IV. Unzulässigkeit der ordentlichen Revision:

 

Die ordentliche Revision ist unzulässig, da keine Rechtsfrage im Sinne des
Art. 133 Abs. 4 B-VG zu beurteilen war, der grundsätzliche Bedeutung zukommt. Weder weicht die gegenständliche Entscheidung von der bisherigen Recht­sprechung des Verwaltungsgerichtshofes ab, noch fehlt es an einer Recht­sprechung des Verwaltungsgerichtshofes. Weiters ist die dazu vorliegende Recht­sprechung des Verwaltungsgerichtshofes auch nicht als uneinheitlich zu beurteilen.
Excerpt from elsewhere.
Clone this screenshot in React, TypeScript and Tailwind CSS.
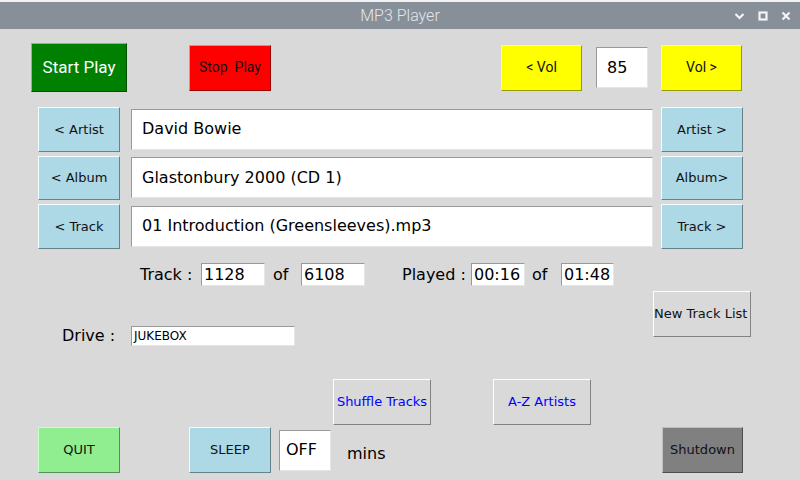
import type { ReactNode } from "react";

const dv = "font-['DejaVu_Sans',sans-serif]";
const rb = "font-['Roboto',sans-serif]";

function Btn({ className, children }: { className: string; children: ReactNode }) {
  return (
    <div className={`flex shrink-0 items-center justify-center overflow-hidden whitespace-pre border ${className}`}>
      {children}
    </div>
  );
}

function Entry({ className, children }: { className: string; children: ReactNode }) {
  return (
    <div
      className={`flex shrink-0 items-center overflow-hidden whitespace-pre border border-t-[#999999] border-l-[#999999] border-b-[#e6e6e6] border-r-[#e6e6e6] bg-white text-black ${className}`}
    >
      {children}
    </div>
  );
}

const blue = `h-full w-[82px] bg-[#add8e6] border-t-[#f2ffff] border-l-[#f2ffff] border-b-[#68828a] border-r-[#68828a] text-[13px] text-[#111] ${dv}`;
const yellow = `h-[46px] w-[81px] bg-[#ffff00] border-t-[#ffff7f] border-l-[#ffff7f] border-b-[#999900] border-r-[#999900] text-[14px] text-[#111] ${rb}`;
const plain = `h-[46px] w-[98px] bg-[#d9d9d9] border-t-white border-l-white border-b-[#828282] border-r-[#828282] text-[13px] ${dv}`;

function NavRow({ left, value, right }: { left: string; value: string; right: string }) {
  return (
    <div className="flex h-[44.5px] items-center pl-[38px]">
      <Btn className={blue}>{left}</Btn>
      <Entry className={`ml-[11px] h-[41px] w-[522px] pl-[10px] text-[16px] ${dv}`}>{value}</Entry>
      <Btn className={`ml-[8px] ${blue}`}>{right}</Btn>
    </div>
  );
}

export default function App() {
  return (
    <div className={`flex h-[480px] w-[800px] flex-col overflow-hidden bg-[#d9d9d9] text-black ${dv}`}>
      <div className="h-[2px] bg-[#f2f2f2]" />
      <div className="grid h-[27px] grid-cols-[1fr_auto_1fr] items-center bg-[#878f99]">
        <div />
        <div className={`text-[16px] font-light text-[#e3e6ea] ${rb}`}>MP3 Player</div>
        <div className="flex items-center justify-end gap-[13px] pr-[9px] text-[#f4f5f6]">
          <svg width="11" height="8" viewBox="0 0 11 8">
            <path d="M1.5 2 L5.5 6 L9.5 2" fill="none" stroke="currentColor" strokeWidth="2.2" />
          </svg>
          <svg width="10" height="10" viewBox="0 0 10 10">
            <rect x="1.5" y="1.5" width="7" height="7" fill="none" stroke="currentColor" strokeWidth="2.2" />
          </svg>
          <svg width="10" height="10" viewBox="0 0 10 10">
            <path d="M1.5 1.5 L8.5 8.5 M8.5 1.5 L1.5 8.5" fill="none" stroke="currentColor" strokeWidth="2.2" />
          </svg>
        </div>
      </div>

      {/* transport + volume */}
      <div className="mt-[14px] flex h-[49px] items-center pl-[31px]">
        <Btn className={`h-[49px] w-[96px] bg-[#008000] border-t-[#7fbf7f] border-l-[#7fbf7f] border-b-[#004d00] border-r-[#004d00] text-[17px] text-white ${rb}`}>
          Start Play
        </Btn>
        <Btn className={`ml-[62px] h-[46px] w-[82px] bg-[#ff0000] border-t-[#ff7f7f] border-l-[#ff7f7f] border-b-[#990000] border-r-[#990000] text-[14px] text-[#111] ${rb}`}>
          {"Stop  Play"}
        </Btn>
        <Btn className={`ml-[230px] ${yellow}`}>{"< Vol"}</Btn>
        <Entry className="ml-[14px] h-[41px] w-[52px] pl-[10px] text-[16px]">85</Entry>
        <Btn className={`ml-[13px] ${yellow}`}>{"Vol >"}</Btn>
      </div>

      {/* artist / album / track */}
      <div className="mt-[15px] flex flex-col gap-[4px]">
        <NavRow left="< Artist" value="David Bowie" right="Artist >" />
        <NavRow left="< Album" value="Glastonbury 2000 (CD 1)" right="Album>" />
        <NavRow left="< Track" value="01 Introduction (Greensleeves).mp3" right="Track >" />
      </div>

      {/* counters */}
      <div className="mt-[14.5px] flex h-[23px] items-center pl-[140px] text-[16px]">
        <span className="w-[61px]">Track :</span>
        <Entry className="h-[23px] w-[64px] pl-[2px] text-[16px]">1128</Entry>
        <span className="ml-[8px] w-[28px]">of</span>
        <Entry className="h-[23px] w-[64px] pl-[2px] text-[16px]">6108</Entry>
        <span className="ml-[37px] w-[69px]">Played :</span>
        <Entry className="h-[23px] w-[54px] pl-[2px] text-[16px]">00:16</Entry>
        <span className="ml-[7px] w-[29px]">of</span>
        <Entry className="h-[23px] w-[53px] pl-[2px] text-[16px]">01:48</Entry>
      </div>

      {/* drive + new list */}
      <div className="mt-[5px] flex items-start pl-[62px]">
        <div className="mt-[35px] flex h-[20px] items-center">
          <span className="w-[69px] text-[16px]">Drive :</span>
          <Entry className="h-[20px] w-[164px] pl-[2px] text-[12px]">JUKEBOX</Entry>
        </div>
        <Btn className={`ml-[358px] justify-start text-[#111] ${plain}`}>New Track List</Btn>
      </div>

      {/* shuffle / a-z */}
      <div className="mt-[33px] flex pl-[333px]">
        <Btn className={`text-[#0000ff] ${plain}`}>Shuffle Tracks</Btn>
        <Btn className={`ml-[62px] text-[#0000ff] ${plain}`}>A-Z Artists</Btn>
      </div>

      {/* bottom controls */}
      <div className="mt-[2px] flex h-[46px] items-center pl-[38px] pr-[57px]">
        <Btn className={`h-[46px] w-[82px] bg-[#90ee90] border-t-[#c9ffc9] border-l-[#c9ffc9] border-b-[#568f56] border-r-[#568f56] text-[13px] text-[#111]`}>
          QUIT
        </Btn>
        <Btn className={`ml-[69px] h-[46px] w-[82px] bg-[#add8e6] border-t-[#f2ffff] border-l-[#f2ffff] border-b-[#68828a] border-r-[#68828a] text-[13px] text-[#111]`}>
          SLEEP
        </Btn>
        <Entry className="ml-[8px] h-[41px] w-[52px] pl-[6px] text-[16px]">OFF</Entry>
        <span className="ml-[16px] mt-[7px] text-[16px]">mins</span>
        <Btn className="ml-auto h-[46px] w-[81px] bg-[#808080] border-t-[#bfbfbf] border-l-[#bfbfbf] border-b-[#4d4d4d] border-r-[#4d4d4d] text-[13px] text-[#111]">
          Shutdown
        </Btn>
      </div>
    </div>
  );
}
Ebenfalls liegen keine sonstigen Hinweise auf eine grundsätzliche Bedeutung der zu lösenden Rechtsfrage vor.

 

R e c h t s m i t t e l b e l e h r u n g


Gegen diesen Beschluss besteht innerhalb von sechs Wochen ab dem Tag der Zustellung die Möglichkeit der Erhebung einer Beschwerde beim Verfassungsge­richtshof und/oder einer außerordentlichen Revision beim Verwaltungsge­richtshof. Eine Beschwerde an den Verfassungsgerichtshof ist unmittelbar bei diesem einzubringen, eine Revision an den Verwaltungsgerichtshof beim Landes­verwaltungsgericht Oberösterreich. Die Abfassung und die Einbringung einer Beschwerde bzw. einer Revision müssen durch einen bevollmächtigten Rechts­anwalt bzw. eine bevollmächtigte Rechtsanwältin erfolgen. Für die Beschwerde bzw. Revision ist eine Eingabegebühr von je 240,- Euro zu entrichten.